--- begin PROVIDED RECORDS ---

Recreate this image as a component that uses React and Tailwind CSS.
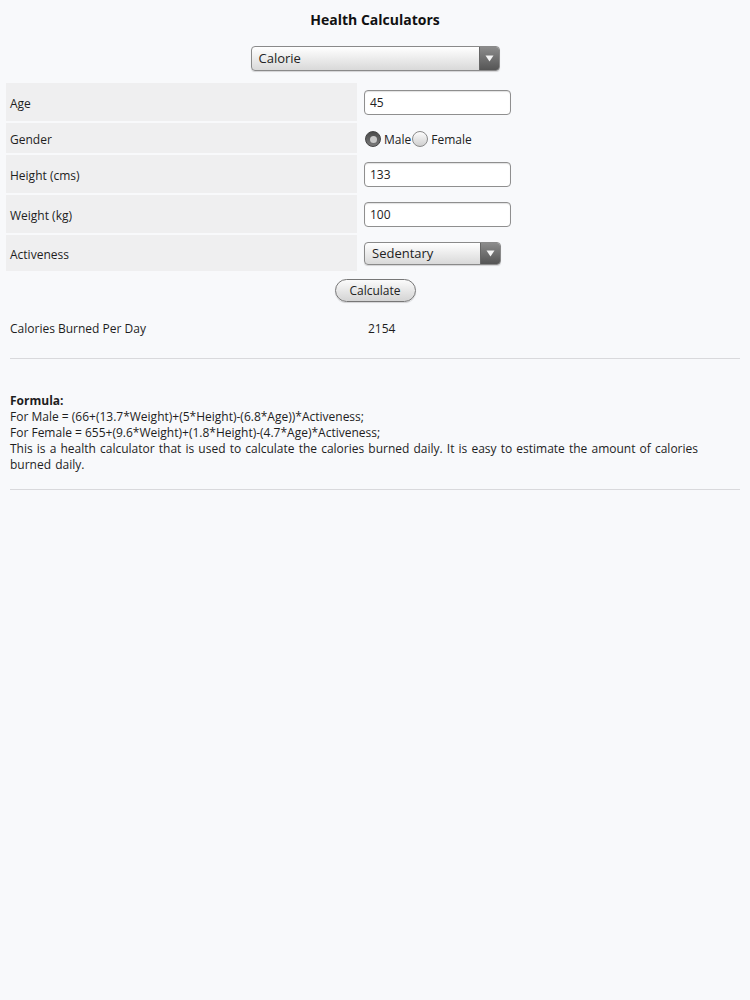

--- end PROVIDED RECORDS ---
--- begin PROVIDED RECORDS ---

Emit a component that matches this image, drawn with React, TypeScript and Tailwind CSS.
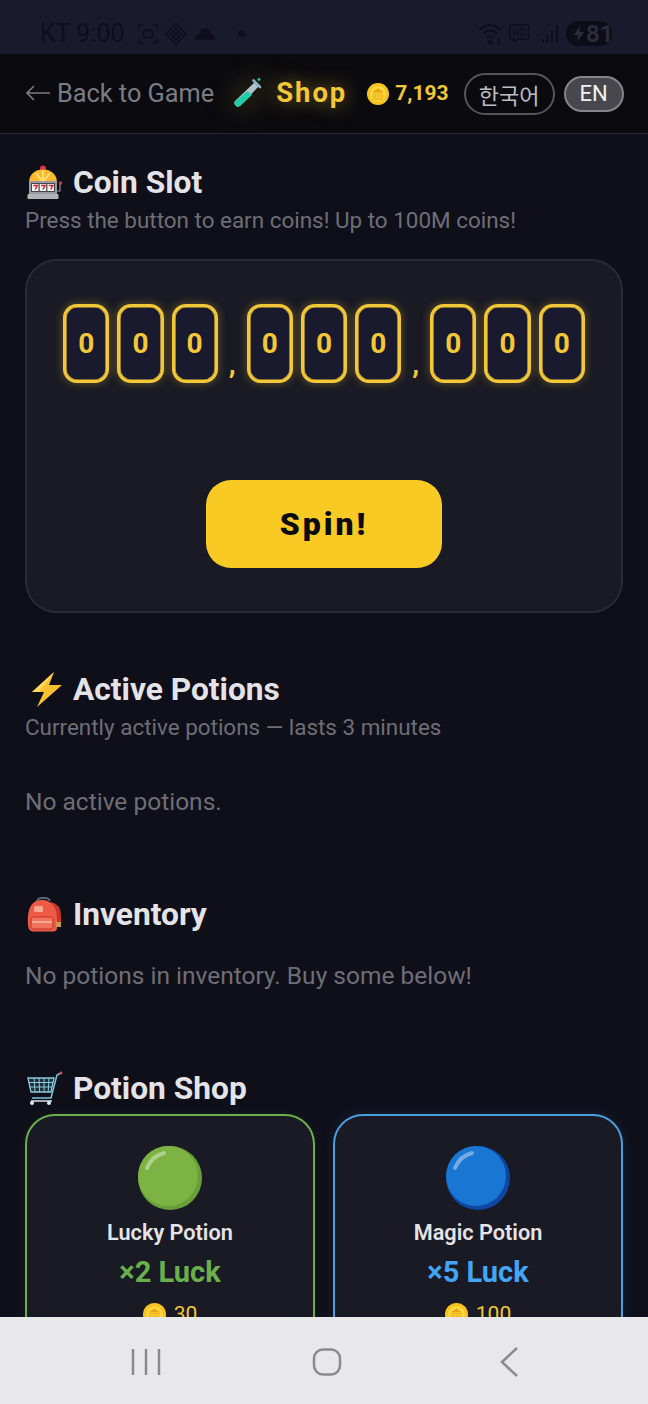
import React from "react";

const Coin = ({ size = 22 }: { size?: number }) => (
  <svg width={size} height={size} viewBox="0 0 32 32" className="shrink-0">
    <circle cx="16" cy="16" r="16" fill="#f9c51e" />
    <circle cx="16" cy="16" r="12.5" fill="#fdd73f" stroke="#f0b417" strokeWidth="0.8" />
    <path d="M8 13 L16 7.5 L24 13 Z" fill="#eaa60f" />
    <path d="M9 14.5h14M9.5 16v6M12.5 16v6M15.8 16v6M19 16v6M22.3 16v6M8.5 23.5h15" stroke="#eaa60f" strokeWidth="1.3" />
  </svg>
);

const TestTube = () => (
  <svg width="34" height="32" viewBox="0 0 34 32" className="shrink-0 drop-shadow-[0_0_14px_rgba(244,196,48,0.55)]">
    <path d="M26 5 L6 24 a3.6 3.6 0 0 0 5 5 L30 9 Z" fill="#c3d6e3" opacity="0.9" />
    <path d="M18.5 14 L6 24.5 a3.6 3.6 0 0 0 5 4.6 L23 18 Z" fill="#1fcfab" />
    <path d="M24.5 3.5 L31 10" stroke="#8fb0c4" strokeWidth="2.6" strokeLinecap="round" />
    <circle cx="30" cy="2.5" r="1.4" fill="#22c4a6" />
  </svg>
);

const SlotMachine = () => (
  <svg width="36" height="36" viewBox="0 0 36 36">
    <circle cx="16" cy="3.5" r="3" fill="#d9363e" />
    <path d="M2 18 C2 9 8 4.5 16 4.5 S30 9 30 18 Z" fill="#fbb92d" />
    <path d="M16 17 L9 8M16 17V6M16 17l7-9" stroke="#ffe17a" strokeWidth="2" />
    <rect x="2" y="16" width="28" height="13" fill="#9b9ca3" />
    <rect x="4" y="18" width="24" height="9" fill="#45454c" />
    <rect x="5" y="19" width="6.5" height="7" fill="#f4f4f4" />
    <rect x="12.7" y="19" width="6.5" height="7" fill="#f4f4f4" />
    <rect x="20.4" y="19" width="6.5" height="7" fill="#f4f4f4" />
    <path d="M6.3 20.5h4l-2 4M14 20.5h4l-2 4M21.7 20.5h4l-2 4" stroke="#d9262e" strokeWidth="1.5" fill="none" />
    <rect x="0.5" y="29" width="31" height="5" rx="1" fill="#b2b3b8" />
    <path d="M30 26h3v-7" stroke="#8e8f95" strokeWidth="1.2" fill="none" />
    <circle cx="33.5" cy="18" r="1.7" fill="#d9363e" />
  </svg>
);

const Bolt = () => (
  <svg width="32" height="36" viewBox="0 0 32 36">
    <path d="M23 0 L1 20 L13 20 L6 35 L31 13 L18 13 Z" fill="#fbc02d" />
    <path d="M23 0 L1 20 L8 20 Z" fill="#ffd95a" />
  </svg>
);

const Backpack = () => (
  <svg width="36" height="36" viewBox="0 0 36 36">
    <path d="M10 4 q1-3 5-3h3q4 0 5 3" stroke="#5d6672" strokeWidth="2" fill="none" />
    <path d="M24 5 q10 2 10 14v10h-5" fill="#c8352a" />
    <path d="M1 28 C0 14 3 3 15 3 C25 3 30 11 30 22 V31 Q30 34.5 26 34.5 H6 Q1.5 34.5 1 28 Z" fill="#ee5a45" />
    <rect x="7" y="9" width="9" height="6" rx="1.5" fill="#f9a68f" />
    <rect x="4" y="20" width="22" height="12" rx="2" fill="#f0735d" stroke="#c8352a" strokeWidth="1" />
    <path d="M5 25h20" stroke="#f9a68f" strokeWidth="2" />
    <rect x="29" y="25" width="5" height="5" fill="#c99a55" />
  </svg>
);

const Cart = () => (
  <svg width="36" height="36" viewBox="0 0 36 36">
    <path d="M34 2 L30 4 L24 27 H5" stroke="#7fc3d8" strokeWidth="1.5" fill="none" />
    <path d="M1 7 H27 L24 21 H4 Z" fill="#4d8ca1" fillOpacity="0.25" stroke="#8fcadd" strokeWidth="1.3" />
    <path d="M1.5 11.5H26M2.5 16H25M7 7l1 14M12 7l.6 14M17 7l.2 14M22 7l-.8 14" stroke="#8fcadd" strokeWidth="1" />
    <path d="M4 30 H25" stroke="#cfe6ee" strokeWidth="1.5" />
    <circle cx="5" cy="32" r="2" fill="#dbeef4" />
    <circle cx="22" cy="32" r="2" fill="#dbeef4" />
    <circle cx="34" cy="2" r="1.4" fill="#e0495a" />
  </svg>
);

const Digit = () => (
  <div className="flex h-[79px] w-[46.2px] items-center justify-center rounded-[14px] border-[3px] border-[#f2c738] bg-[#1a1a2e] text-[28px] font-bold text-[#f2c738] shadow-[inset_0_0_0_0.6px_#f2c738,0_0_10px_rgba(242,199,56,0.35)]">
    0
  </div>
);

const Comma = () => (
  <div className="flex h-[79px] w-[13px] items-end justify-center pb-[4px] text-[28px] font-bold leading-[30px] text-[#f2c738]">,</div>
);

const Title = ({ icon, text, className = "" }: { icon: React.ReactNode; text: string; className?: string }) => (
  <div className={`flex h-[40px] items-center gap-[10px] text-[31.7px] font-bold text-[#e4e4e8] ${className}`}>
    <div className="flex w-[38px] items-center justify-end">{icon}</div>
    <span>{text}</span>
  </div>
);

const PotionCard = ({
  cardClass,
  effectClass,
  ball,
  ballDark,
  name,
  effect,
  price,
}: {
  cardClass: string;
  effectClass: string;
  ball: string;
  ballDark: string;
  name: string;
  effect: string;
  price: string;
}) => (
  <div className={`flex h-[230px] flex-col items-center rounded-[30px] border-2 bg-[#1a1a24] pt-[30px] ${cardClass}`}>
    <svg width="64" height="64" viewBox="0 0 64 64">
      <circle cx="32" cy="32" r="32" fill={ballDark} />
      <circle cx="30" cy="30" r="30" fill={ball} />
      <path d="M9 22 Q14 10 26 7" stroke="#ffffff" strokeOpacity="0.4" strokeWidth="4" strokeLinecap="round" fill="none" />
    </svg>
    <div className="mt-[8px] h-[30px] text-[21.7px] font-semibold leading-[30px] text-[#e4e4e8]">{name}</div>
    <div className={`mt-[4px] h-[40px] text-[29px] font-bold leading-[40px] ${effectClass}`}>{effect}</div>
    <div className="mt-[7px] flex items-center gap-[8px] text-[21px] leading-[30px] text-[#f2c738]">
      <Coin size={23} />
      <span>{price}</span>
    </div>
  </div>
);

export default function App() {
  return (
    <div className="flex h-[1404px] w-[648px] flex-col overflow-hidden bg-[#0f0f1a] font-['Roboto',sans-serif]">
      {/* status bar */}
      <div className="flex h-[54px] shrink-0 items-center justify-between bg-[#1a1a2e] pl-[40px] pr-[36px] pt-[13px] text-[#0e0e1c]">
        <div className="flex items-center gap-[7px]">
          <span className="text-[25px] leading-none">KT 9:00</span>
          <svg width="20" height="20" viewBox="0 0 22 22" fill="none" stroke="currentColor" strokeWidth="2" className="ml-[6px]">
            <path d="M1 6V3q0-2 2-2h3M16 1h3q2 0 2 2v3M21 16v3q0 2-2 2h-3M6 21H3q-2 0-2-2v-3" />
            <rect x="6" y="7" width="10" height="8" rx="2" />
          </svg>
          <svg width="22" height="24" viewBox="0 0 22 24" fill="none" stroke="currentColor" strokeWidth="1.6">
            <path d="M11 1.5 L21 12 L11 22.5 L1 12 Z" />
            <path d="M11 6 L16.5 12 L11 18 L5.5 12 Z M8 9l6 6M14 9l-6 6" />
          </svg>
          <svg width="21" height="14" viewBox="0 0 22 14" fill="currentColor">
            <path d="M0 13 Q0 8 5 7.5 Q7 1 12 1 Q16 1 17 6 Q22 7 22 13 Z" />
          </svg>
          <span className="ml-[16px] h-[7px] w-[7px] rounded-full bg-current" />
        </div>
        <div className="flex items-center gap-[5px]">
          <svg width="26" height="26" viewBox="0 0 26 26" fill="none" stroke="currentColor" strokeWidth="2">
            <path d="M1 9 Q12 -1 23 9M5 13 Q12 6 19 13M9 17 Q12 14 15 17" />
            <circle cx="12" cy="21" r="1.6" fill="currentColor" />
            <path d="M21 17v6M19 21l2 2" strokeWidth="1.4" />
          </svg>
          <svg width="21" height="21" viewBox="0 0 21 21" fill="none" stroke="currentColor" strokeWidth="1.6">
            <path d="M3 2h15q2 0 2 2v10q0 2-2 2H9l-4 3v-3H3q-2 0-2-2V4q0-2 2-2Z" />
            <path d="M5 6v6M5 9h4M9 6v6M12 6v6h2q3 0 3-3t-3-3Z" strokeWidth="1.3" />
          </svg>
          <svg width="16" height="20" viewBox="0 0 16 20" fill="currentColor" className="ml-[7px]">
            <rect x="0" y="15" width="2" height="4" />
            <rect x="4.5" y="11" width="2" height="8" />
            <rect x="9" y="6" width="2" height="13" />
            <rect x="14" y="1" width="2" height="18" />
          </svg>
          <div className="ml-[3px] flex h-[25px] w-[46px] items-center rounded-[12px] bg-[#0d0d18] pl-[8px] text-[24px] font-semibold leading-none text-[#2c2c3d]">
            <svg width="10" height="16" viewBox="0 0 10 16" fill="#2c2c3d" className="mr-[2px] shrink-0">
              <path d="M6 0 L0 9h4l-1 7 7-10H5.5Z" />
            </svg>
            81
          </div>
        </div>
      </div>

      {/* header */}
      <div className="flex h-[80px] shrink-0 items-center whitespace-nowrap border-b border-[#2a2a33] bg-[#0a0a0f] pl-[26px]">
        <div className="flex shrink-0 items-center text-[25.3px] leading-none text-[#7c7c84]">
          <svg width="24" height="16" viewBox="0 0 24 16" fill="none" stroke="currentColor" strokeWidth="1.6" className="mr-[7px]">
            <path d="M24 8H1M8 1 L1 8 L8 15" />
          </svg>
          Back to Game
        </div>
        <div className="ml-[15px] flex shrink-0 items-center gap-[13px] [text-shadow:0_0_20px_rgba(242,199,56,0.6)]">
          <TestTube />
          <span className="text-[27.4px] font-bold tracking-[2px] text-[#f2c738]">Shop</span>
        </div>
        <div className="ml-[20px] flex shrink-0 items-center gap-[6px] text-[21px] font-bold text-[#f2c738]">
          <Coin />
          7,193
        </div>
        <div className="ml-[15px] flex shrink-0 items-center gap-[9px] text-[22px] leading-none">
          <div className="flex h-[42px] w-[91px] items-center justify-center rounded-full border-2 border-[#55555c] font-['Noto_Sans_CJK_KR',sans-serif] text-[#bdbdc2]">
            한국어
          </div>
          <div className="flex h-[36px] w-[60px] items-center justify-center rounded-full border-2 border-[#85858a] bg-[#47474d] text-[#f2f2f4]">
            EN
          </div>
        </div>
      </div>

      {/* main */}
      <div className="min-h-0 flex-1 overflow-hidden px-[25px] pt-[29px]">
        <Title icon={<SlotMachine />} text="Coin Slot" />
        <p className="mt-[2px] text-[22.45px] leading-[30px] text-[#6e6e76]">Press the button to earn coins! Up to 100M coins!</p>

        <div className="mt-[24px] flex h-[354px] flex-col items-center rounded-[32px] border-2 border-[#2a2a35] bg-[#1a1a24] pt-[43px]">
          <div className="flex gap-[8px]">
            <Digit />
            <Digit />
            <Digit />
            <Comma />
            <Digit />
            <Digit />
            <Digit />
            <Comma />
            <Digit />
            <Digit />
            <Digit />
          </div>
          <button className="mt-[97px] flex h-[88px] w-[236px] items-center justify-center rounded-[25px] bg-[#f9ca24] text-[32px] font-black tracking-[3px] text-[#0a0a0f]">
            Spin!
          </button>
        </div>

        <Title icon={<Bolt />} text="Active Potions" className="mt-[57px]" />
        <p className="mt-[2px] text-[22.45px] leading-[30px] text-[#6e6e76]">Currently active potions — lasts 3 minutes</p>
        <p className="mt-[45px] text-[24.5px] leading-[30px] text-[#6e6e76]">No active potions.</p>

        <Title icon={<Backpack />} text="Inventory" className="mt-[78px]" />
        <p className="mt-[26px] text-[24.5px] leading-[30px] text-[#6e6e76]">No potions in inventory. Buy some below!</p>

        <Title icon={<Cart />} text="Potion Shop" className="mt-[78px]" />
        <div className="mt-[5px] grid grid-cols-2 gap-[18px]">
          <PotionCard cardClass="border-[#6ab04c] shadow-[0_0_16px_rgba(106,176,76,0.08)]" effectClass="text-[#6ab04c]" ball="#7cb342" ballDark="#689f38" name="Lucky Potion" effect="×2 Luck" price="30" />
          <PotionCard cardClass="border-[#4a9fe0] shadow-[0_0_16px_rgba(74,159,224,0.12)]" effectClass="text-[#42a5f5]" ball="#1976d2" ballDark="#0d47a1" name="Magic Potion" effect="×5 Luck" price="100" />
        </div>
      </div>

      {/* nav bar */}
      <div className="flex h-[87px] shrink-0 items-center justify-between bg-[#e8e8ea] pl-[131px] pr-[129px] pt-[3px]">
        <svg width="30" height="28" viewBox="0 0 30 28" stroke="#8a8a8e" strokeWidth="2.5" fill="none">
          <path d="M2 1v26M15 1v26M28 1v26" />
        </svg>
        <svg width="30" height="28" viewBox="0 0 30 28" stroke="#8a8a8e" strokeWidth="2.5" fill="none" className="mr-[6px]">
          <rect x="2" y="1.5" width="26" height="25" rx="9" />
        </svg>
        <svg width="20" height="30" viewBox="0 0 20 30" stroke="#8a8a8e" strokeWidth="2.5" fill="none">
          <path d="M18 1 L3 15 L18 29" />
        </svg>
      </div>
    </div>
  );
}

--- end PROVIDED RECORDS ---

■ PROBLEM DETAILS ■
Both the line with "Emit a component" and the line with "import React from" are included: reproduce them and every line between, exactly, with pictures omitted.

■ COMPLETE RESPONSE ■
Emit a component that matches this image, drawn with React, TypeScript and Tailwind CSS.
import React from "react";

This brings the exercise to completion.